Владислав Городецкий
(1) Литература началась в тот день, говорит Набоков, когда из неандертальской долины выбежал мальчик с криком «Волк, волк!», а волка за ним не было. Соплеменники мальчика пусть и перепугались сначала, но потом, конечно, обрадовались положению дел. Такова литература, которую все любят — она дарит возможность пережить экзистенциальные потрясения, ощутить острые эмоции, ничем при этом не рискуя.
Я тот мальчик, который говорит про волка нарочито спокойно и как бы не всерьез. «Да, волк там, волчища с воттакенными зубами, жуть», ему не верят, потому что он делает все, чтобы не поверили, — улыбается, подмигивает, не торопится в укрытие. Ну а волк действительно приходит. Первому мальчику с каждым новым розыгрышем верят все меньше, второму — все больше. «Почему бы тебе, глупый жестокий мальчик, не изъясняться понятнее?» — «В чем же тогда искусство?»
(2) Тренды, линии, направления — это больше все-таки про коммерческую, проектную литературу. А политическое, идеологическое и эстетическое легко сымитировать, позаимствовать, подделать, перенять, поэтому я не рассматриваю эти характеристики как нечто существенное.
Единомышленником и коллегой считаю любого, чья творческая деятельность сопряжена с жертвенными практиками. Хаски, уничтожающий свой альбом, — мой коллега, Павленский, лишающий себя свободы ради искусства, — мой коллега.
Жертва либо есть, либо ее нет. Другое дело, что жертва может быть не принята, но это отдельный разговор.
(3) Обращаю внимание читателей на Кирилла Рябова — на костяшках пальцев у него набито слово «PULP» — макулатура, чтиво. Литературе он пожертвовал левую руку. Приглядитесь к Степану Гаврилову — он проводит вечера чтений в звуконепроницаемых помещениях без единого гостя. Настя Сопикова ради литературы бросила вообще все — супруга, хлебное место в столице, страну — и вышла из этой жертвенной авантюры со сборником первоклассных текстов. Вот как это работает.
Анна Гринка
(1) Недавно я как раз выбрала что-то вроде символа для всех своих текстов, как поэтических, так и прозаических. Это лук. Не тот, который оружие, а который овощ. И нет, дело не в многослойности, хотя где-то, возможно, она у меня и есть. Лук — то, что сажают вокруг некоего куска реальности, чтобы закрепить, застолбить его в окружающем хаосе. Об этом я подробнее написала в рассказе «Лук-якорь», в нем луковицы, погруженные в землю вокруг дома, прочно удерживают его в одной реальности, не дают выскользнуть в другой, дочерний мир. Который вроде как максимально похож на родной, но чем-то почти неуловимо от него отличается. И если человек не ограждает луком свой дом, то вместе с ним перемещается и мается в неродном для него мире, медленно чахнет. А таких чуждых миров, куда он невольно и незаметно пропутешествовал, может быть много, и каждый отнимает все больше сил. Все из-за того, что человек не закрепил себя в родном куске обитания.
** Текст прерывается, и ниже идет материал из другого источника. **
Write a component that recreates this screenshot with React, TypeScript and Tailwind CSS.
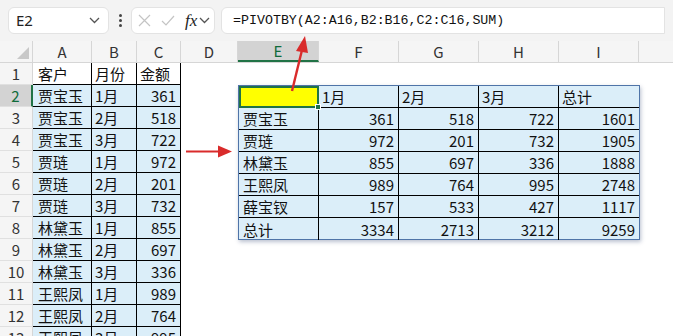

И вот сейчас кажется, что я по большей части пишу эдакие текстовые заговоры, помогающие мне и, возможно, кому-то другому зафиксироваться через чтение здесь, именно в точке пребывания. При этом очень редко использую реализм. Беру отрезок, кусок нашей реальности, и смотрю в упор, пока эта частица не углубляется в саму себя, становясь порталом в нечто другое. Но нужен такой портал не для перемещения, а для того, чтобы запустить корни в изнанку родного, которое при столь пристальном рассмотрении кажется вроде бы полностью чужим. А это все еще часть нашего мира, только подвисшая в хаосе, замедленная и позволяющая за себя как-то зацепиться. Чтобы хотя бы на время чтения не нестись неизвестно куда.
В общем, думаю, я сажаю такой вот замедляющий лук. Стараюсь это делать, по крайней мере. Что-то где-то получается.
(2) Думаю, сейчас, чтобы почувствовать себя отрезанным от какого-либо сообщества, нужно удалиться полностью из интернета. Это не мой случай, так что да, чувствую себя связанной с поколением — несмотря на то что редко посещаю литературные мероприятия. Но в соцсетях все как на ладони, наверное, я очень онлайновый человек.
(3) Я почти никогда не помню и не запоминаю, сколько кому лет, — только очень приблизительно и смутно разделяю людей по этому признаку, если разделяю вообще. Поэтому назову, пожалуй, не точных ровесников, но тех, кто родился во времени не так уж далеко от меня. Это Ева Иштван, вскрывающая в своих поэтических текстах какие-то неведомые мне прежде слои пространства, — там целые города становятся то ли океанами, то ли космическими кораблями, такое вот ощущение. Это Илья Дик, безумно калейдоскопичный поэт, прозаик и художник, на раз-два выуживающий иномирные поля из атомов привычного. Это Ева Ермакова, острая и млечная, в ее стихах вижу предельную честность, темный огонь иронии, вещество русалочьих сказок и проплеванных глухих подъездов — отталкивающихся друг от друга и одновременно друг от друга неотделимых.
Рагим Джафаров
(1) Мне кажется крайне неудачной сама идея того, что автор представляет свое творчество, а не творчество говорит за автора. А еще у меня есть большие сомнения по поводу того, что я могу сказать: «“Мое” творчество». И я думаю, что по этим двум предложениям можно составить довольно точное представление обо мне.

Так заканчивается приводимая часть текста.